Local energy resources can help people prepare, too, for natural disasters and infrastructure failures. The popularity of woodstoves peaked in Japan in the years after the meltdown of the Fukushima Daiichi nuclear plant in 2011. But even in a more average year, when the power supply is disrupted in winter, a woodstove can be lifesaving.
On a tiny scale, my woodstove is teaching me to think differently about the energy I consume. When I’ve chopped, hauled, and stacked wood myself, I don’t want to burn it up frivolously. To get the most out of the wood I’m using to keep warm, I roast sweet potatoes and boil tea on top of my little woodstove. In the morning, I cook toast and eggs; at night, I hang up laundry to dry the clothes and humidify the air while I sleep. Instead of outsourcing each of these tasks to different electrical appliances, I get them all done around the hearth.
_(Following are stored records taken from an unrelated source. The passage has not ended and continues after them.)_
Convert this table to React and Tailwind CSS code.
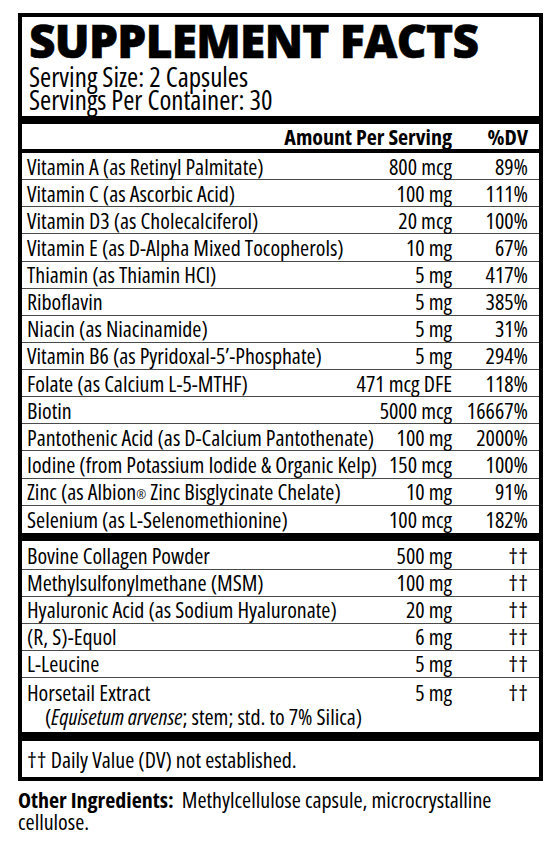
import React from 'react';

const vitamins = [
  ['Vitamin A (as Retinyl Palmitate)', '800 mcg', '89%'],
  ['Vitamin C (as Ascorbic Acid)', '100 mg', '111%'],
  ['Vitamin D3 (as Cholecalciferol)', '20 mcg', '100%'],
  ['Vitamin E (as D-Alpha Mixed Tocopherols)', '10 mg', '67%'],
  ['Thiamin (as Thiamin HCl)', '5 mg', '417%'],
  ['Riboflavin', '5 mg', '385%'],
  ['Niacin (as Niacinamide)', '5 mg', '31%'],
  ['Vitamin B6 (as Pyridoxal-5\u2019-Phosphate)', '5 mg', '294%'],
  ['Folate (as Calcium L-5-MTHF)', '471 mcg DFE', '118%'],
  ['Biotin', '5000 mcg', '16667%'],
  ['Pantothenic Acid (as D-Calcium Pantothenate)', '100 mg', '2000%'],
  ['Iodine (from Potassium Iodide & Organic Kelp)', '150 mcg', '100%'],
  [
    <>
      Zinc (as Albion<sup className="text-[12px] relative -top-[1px]">®</sup> Zinc Bisglycinate Chelate)
    </>,
    '10 mg',
    '91%',
  ],
  ['Selenium (as L-Selenomethionine)', '100 mcg', '182%'],
];

const others = [
  ['Bovine Collagen Powder', '500 mg'],
  ['Methylsulfonylmethane (MSM)', '100 mg'],
  ['Hyaluronic Acid (as Sodium Hyaluronate)', '20 mg'],
  ['(R, S)-Equol', '6 mg'],
  ['L-Leucine', '5 mg'],
];

const Row = ({ name, amount, dv, last, tall }) => (
  <div
    className={`flex items-center pl-[5px] pr-[11px] ${tall ? 'h-[27.14px]' : 'h-[27px]'} ${
      last ? '' : 'border-b border-[#4a4a4a]'
    }`}
  >
    <span className="flex-1 whitespace-nowrap">{name}</span>
    <span className="whitespace-nowrap text-right">{amount}</span>
    <span className="w-[76px] text-right whitespace-nowrap">{dv}</span>
  </div>
);

export default function App() {
  return (
    <div className="min-h-[845px] bg-white px-[18px] pt-[13px] text-black font-['Open_Sans',sans-serif] font-stretch-condensed">
      <div className="w-[525px] border-4 border-black">
        <div className="pl-[7px] pb-[5px]">
          <h1 className="text-[46px] leading-[46px] font-extrabold tracking-[-0.7px] font-stretch-normal [-webkit-text-stroke:0.6px_black]">
            SUPPLEMENT FACTS
          </h1>
          <div className="mt-[2px] text-[27px] leading-[23px]">
            <div>Serving Size: 2 Capsules</div>
            <div>Servings Per Container: 30</div>
          </div>
        </div>

        <div className="h-[8px] bg-black" />

        <div className="flex items-center h-[29px] pl-[5px] pr-[11px] text-[22px] font-bold border-b-4 border-black">
          <span className="flex-1" />
          <span>Amount Per Serving</span>
          <span className="w-[76px] text-right">%DV</span>
        </div>

        <div className="text-[22px]">
          {vitamins.map(([name, amount, dv], i) => (
            <Row key={i} tall name={name} amount={amount} dv={dv} last={i === vitamins.length - 1} />
          ))}
        </div>

        <div className="h-[8px] bg-black" />

        <div className="text-[22px] pt-[2px]">
          {others.map(([name, amount], i) => (
            <Row key={i} name={name} amount={amount} dv="††" />
          ))}
          <div className="pl-[5px] pr-[11px] pt-[2px] pb-[4px] leading-[24px]">
            <div className="flex">
              <span className="flex-1">Horsetail Extract</span>
              <span>5 mg</span>
              <span className="w-[76px] text-right">††</span>
            </div>
            <div className="pl-[18px]">
              (<i>Equisetum arvense</i>; stem; std. to 7% Silica)
            </div>
          </div>
        </div>

        <div className="h-[9px] bg-black" />

        <div className="h-[36px] flex items-center pl-[5px] pt-[2px] text-[22px]">
          †† Daily Value (DV) not established.
        </div>
      </div>

      <p className="mt-[7px] text-[22px] leading-[22px] w-[525px]">
        <span className="font-bold">Other Ingredients:</span>&nbsp; Methylcellulose capsule, microcrystalline
        cellulose.
      </p>
    </div>
  );
}
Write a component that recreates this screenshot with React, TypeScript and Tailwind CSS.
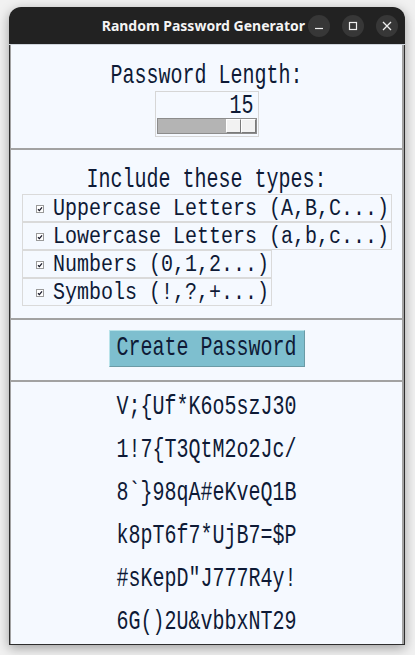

Last winter, besides the wood I earned with my labor at Kuberu, I burned scrap from the old house I’m renovating. What would have otherwise ended up at the dump heated my home (and the only fuel burned to transport it was the food I ate before hauling it home by the armload, or in a wheelbarrow). And for now, burning local wood makes sense where I live. Someday, when the electricity running into my home comes mostly or entirely from renewable sources, I might use the woodstove less, or not at all. Part of the beauty of small-scale energy production is that it uses local resources efficiently, in ways that can be adjusted over time, to meet the exact needs of the particular people living in a particular place.